Fear is rampant today, but the word we’re hearing from portfolio managers is to be fearful, not greedy. The cliche you hear when stocks fall: “Don’t try to catch a falling knife.”

To state the obvious, stocks are the falling knife here. If you grab some up, prepare for the possibility of more losses.

There is no point arguing with this line of reasoning, given the chaotic state of things in Washington. What we know is that a global trade war has started, and that U.S. President Donald Trump seems OK with plunging stocks, the potential for rising inflation and a growing consensus that a recession could be ahead. Mr. Trump may buckle at some point on tariffs, but how much damage to the global economy will have occurred by then?

The question the “don’t catch a falling knife” crowd never seems to answer is exactly when you’re supposed to start buying stocks. Market bottoms are only seen in retrospect, and they often occur after a brutal spasm of selling.

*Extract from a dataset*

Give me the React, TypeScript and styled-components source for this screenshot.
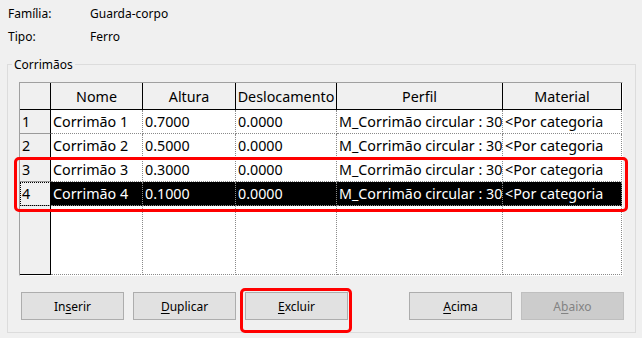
import React from "react";
import styled, { createGlobalStyle } from "styled-components";

const GlobalStyle = createGlobalStyle`
  html, body {
    margin: 0;
    padding: 0;
    background: #f0f0f0;
  }
  body {
    width: 642px;
    height: 338px;
    overflow: hidden;
    font-family: "Noto Sans", "Open Sans", sans-serif;
    color: #000;
  }
`;

const Page = styled.div`
  width: 642px;
  height: 338px;
  background: #f0f0f0;
`;

const Info = styled.div`
  display: grid;
  grid-template-columns: 82px auto;
  grid-auto-rows: 16px;
  row-gap: 7px;
  padding: 6px 0 0 8px;
  font-size: 12px;
  line-height: 16px;
`;

const GroupBox = styled.fieldset`
  margin: 11px 6px 0 7px;
  padding: 9px 12px 12px 11px;
  border: 1px solid #dcdcdc;
  min-width: 0;
`;

const Legend = styled.legend`
  margin-left: -7px;
  padding: 0 2px;
  font-size: 12px;
  line-height: 17px;
`;

const GridWrap = styled.div`
  position: relative;
`;

const Grid = styled.div`
  display: grid;
  grid-template-columns: 31px 92px 93px 101px 166px 119px;
  grid-template-rows: 27px repeat(4, 24px) 1fr;
  width: 602px;
  height: 192px;
  border-top: 1px solid #a0a0a0;
  border-left: 1px solid #a0a0a0;
  border-right: 1px solid #ffffff;
  border-bottom: 1px solid #ffffff;
  background: #fff;
  font-size: 14.3px;
`;

const HeadCell = styled.div`
  display: flex;
  align-items: center;
  justify-content: center;
  background: #f0f0f0;
  border-right: 1px solid #000;
  border-bottom: 1px solid #000;
`;

const RowHead = styled.div<{ $focus?: boolean; $filler?: boolean }>`
  display: flex;
  align-items: center;
  padding-left: 2px;
  background: #f0f0f0;
  border-right: 1px solid #000;
  border-bottom: 1px solid ${(p) => (p.$filler ? "#000" : "#9a9a9a")};
  outline: ${(p) => (p.$focus ? "1px dotted #000" : "none")};
  outline-offset: -1px;
`;

const Cell = styled.div<{ $selected?: boolean }>`
  display: flex;
  align-items: center;
  padding-left: 2px;
  white-space: nowrap;
  overflow: hidden;
  background: ${(p) => (p.$selected ? "#000" : "#fff")};
  color: ${(p) => (p.$selected ? "#fff" : "#000")};
  border-right: 1px dotted #8a8a8a;
  border-bottom: 1px dotted #8a8a8a;
`;

const Highlight = styled.div`
  position: absolute;
  left: -5px;
  right: -5px;
  top: 75px;
  height: 55px;
  box-sizing: border-box;
  border: 3px solid #ff0000;
  border-radius: 5px;
  pointer-events: none;
`;

const Buttons = styled.div`
  display: flex;
  justify-content: space-between;
  margin: 16px -1px 0 2px;
`;

const ButtonGroup = styled.div`
  display: flex;
  gap: 9px;
`;

const Button = styled.button<{ $disabled?: boolean }>`
  width: 103px;
  height: 28px;
  padding: 0;
  box-sizing: border-box;
  font-family: "Noto Sans", "Open Sans", sans-serif;
  font-size: 12px;
  color: ${(p) => (p.$disabled ? "#838383" : "#000")};
  background: ${(p) => (p.$disabled ? "#cccccc" : "#e1e1e1")};
  border: 1px solid ${(p) => (p.$disabled ? "#bfbfbf" : "#adadad")};
  border-radius: 0;
  u {
    text-decoration-thickness: 1px;
    text-underline-offset: 2px;
  }
`;

const ButtonSlot = styled.div`
  position: relative;
`;

const ButtonMark = styled.div`
  position: absolute;
  left: -5px;
  right: -4px;
  top: -4px;
  bottom: -13px;
  border: 3px solid #ff0000;
  border-radius: 5px;
  pointer-events: none;
`;

const columns = ["Nome", "Altura", "Deslocamento", "Perfil", "Material"];

const rows = [
  ["Corrimão 1", "0.7000", "0.0000", "M_Corrimão circular : 30", "<Por categoria"],
  ["Corrimão 2", "0.5000", "0.0000", "M_Corrimão circular : 30", "<Por categoria"],
  ["Corrimão 3", "0.3000", "0.0000", "M_Corrimão circular : 30", "<Por categoria"],
  ["Corrimão 4", "0.1000", "0.0000", "M_Corrimão circular : 30", "<Por categoria"],
];

export default function App() {
  return (
    <Page>
      <GlobalStyle />
      <Info>
        <span>Família:</span>
        <span>Guarda-corpo</span>
        <span>Tipo:</span>
        <span>Ferro</span>
      </Info>
      <GroupBox>
        <Legend>Corrimãos</Legend>
        <GridWrap>
          <Grid>
            <HeadCell />
            {columns.map((c) => (
              <HeadCell key={c}>{c}</HeadCell>
            ))}
            {rows.map((r, i) => (
              <React.Fragment key={i}>
                <RowHead $focus={i === 3}>{i + 1}</RowHead>
                {r.map((v, j) => (
                  <Cell key={j} $selected={i === 3}>
                    {v}
                  </Cell>
                ))}
              </React.Fragment>
            ))}
            <RowHead $filler />
            {columns.map((c) => (
              <Cell key={c} />
            ))}
          </Grid>
          <Highlight />
        </GridWrap>
        <Buttons>
          <ButtonGroup>
            <Button>
              In<u>s</u>erir
            </Button>
            <Button>
              <u>D</u>uplicar
            </Button>
            <ButtonSlot>
              <Button>
                <u>E</u>xcluir
              </Button>
              <ButtonMark />
            </ButtonSlot>
          </ButtonGroup>
          <ButtonGroup>
            <Button>
              <u>A</u>cima
            </Button>
            <Button $disabled>
              A<u>b</u>aixo
            </Button>
          </ButtonGroup>
        </Buttons>
      </GroupBox>
    </Page>
  );
}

You might be too scared to buy at the perfect moment.

One solution is to wait until clear evidence of a stock market rally to start buying. But if you do this, you could easily miss a good chunk of the rally. Another thought is to reach out and catch that falling knife – carefully.

You do this not with a big, bold purchase, but rather with small bites. One strategy is to buy on days when stocks are down sharply, say 2 to 5 per cent or more. The darker the day, the more interesting stocks look.

Do not buy stocks or funds in a falling market unless you’re willing to endure further declines. You’re building a position for the long term with small buys in a falling market, not going for a quick score. It could easily take a year or two or three, maybe longer, for stocks bought today to move decisively into the black.

Two recent developments in DIY investing have opened the door for investors to nibble at falling markets - the rise of zero-commission trading, and the availability of fractional shares. Fractional shares, available from Questrade, Wealthsimple, Interactive Brokers, TD Direct Investing and the TD Easy Trade app, allow you to invest any amount of money in a stock purchase. You can buy less than a share, or odd amounts like 1.5 or 11.8 shares.

One further thought on buying beaten down stocks is to focus on quality. The speculative themes that did well in the market run-up of recent cannot be relied upon to rebound quickly. In an uncertain world, proven companies rule.